I am reading records from a PubSub topic in a Dataflow Pipeline. PubSub records are divided into Fixed windows and then grouped on Each window. Each window is sorted on the Sequence number as we need to process these records in order using beam.SortValues. I then write the records to Cloud BigTable
The issue with the pipeline is the Data Freshness and System Lag. The Data freshness seems to be stuck at a point and the Watermark stops advancing.
I am using the following windowing strategy to emit records after the GroupByKey step:
PCollection<KV<BigInteger, JSONObject>> window = pubsubRecords.apply("Raw to String", ParDo.of(new LogsFn()))
.apply("Window", Window
.<KV<BigInteger, JSONObject>>into(FixedWindows.of(Duration.standardSeconds(10)))
.triggering(Repeatedly.forever(AfterFirst.of(
AfterPane.elementCountAtLeast(500),
AfterProcessingTime.pastFirstElementInPane().plusDelayOf(Duration.standardMinutes(1)))))

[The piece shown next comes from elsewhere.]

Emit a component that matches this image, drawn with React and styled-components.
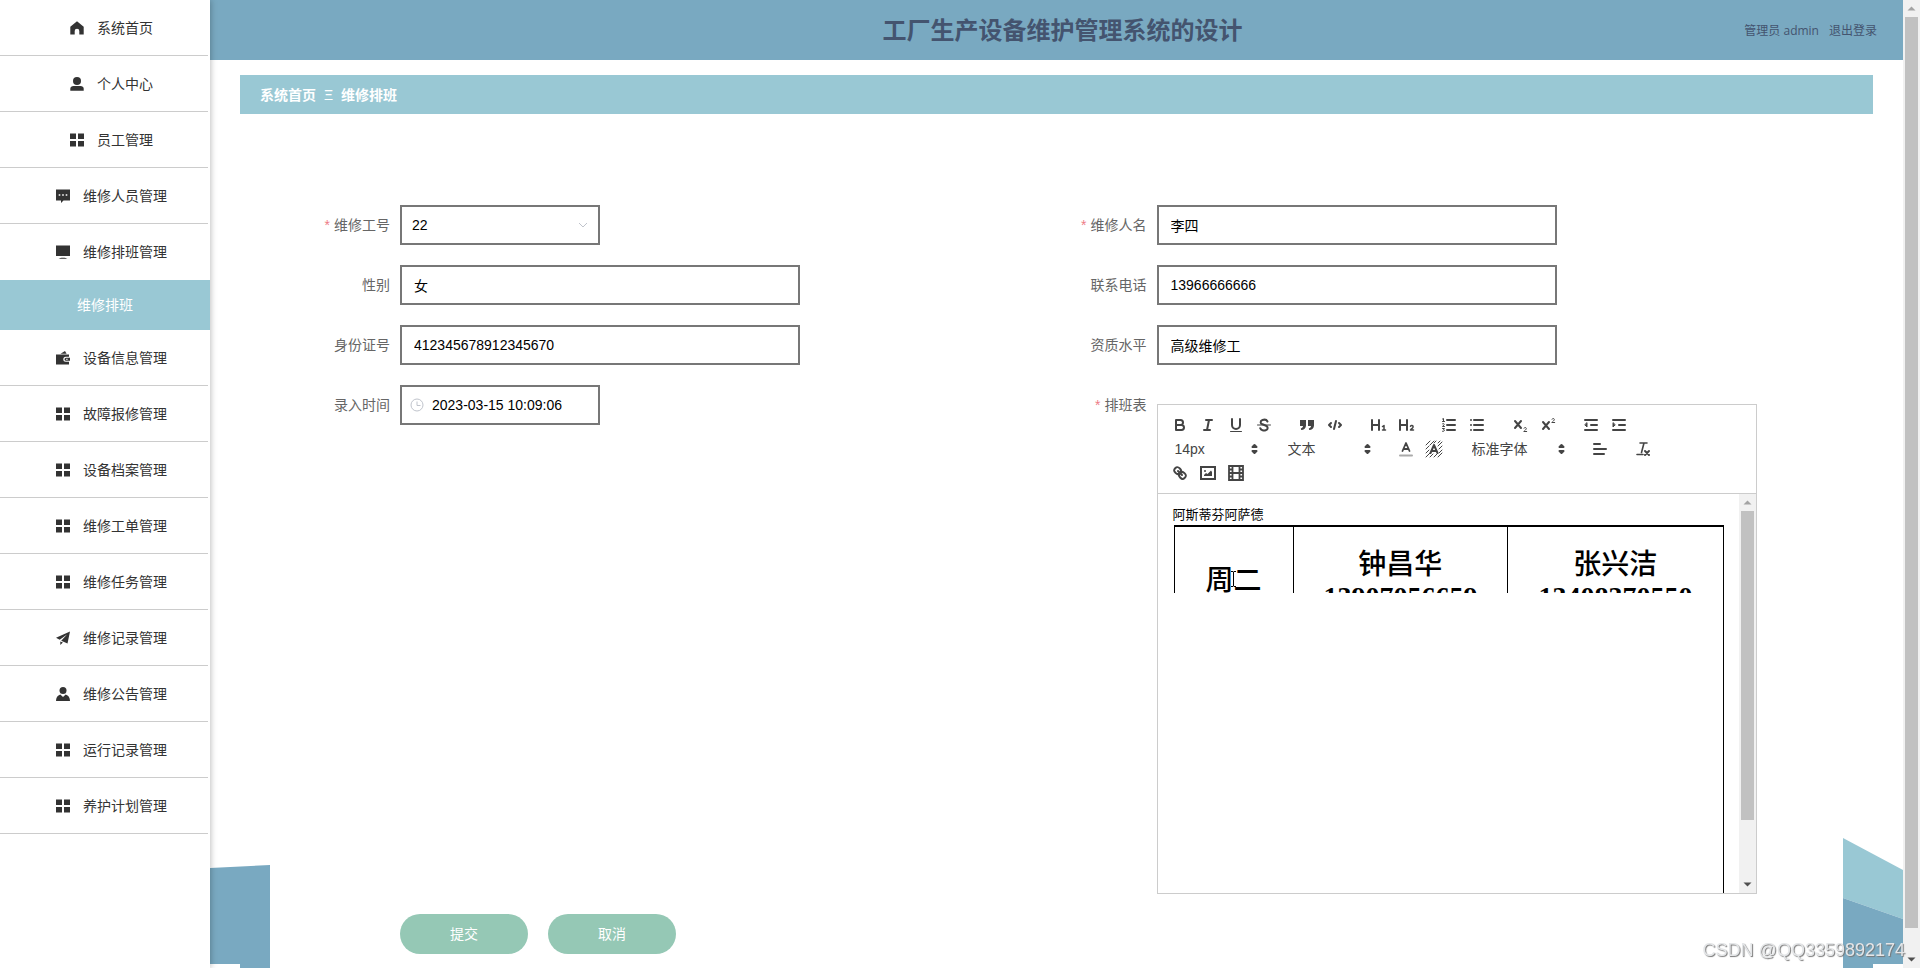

.withAllowedLateness(Duration.ZERO).discardingFiredPanes()
);
I think the issue might be with the windowing strategy. Basically I want to do the following: Read records from PubSub into FixedWindows of 1 minute, Sort the Window and Write to BigTable. If i use the defualt trigger, the GroupByKey step doesn't emit any results. Can someone help me with this?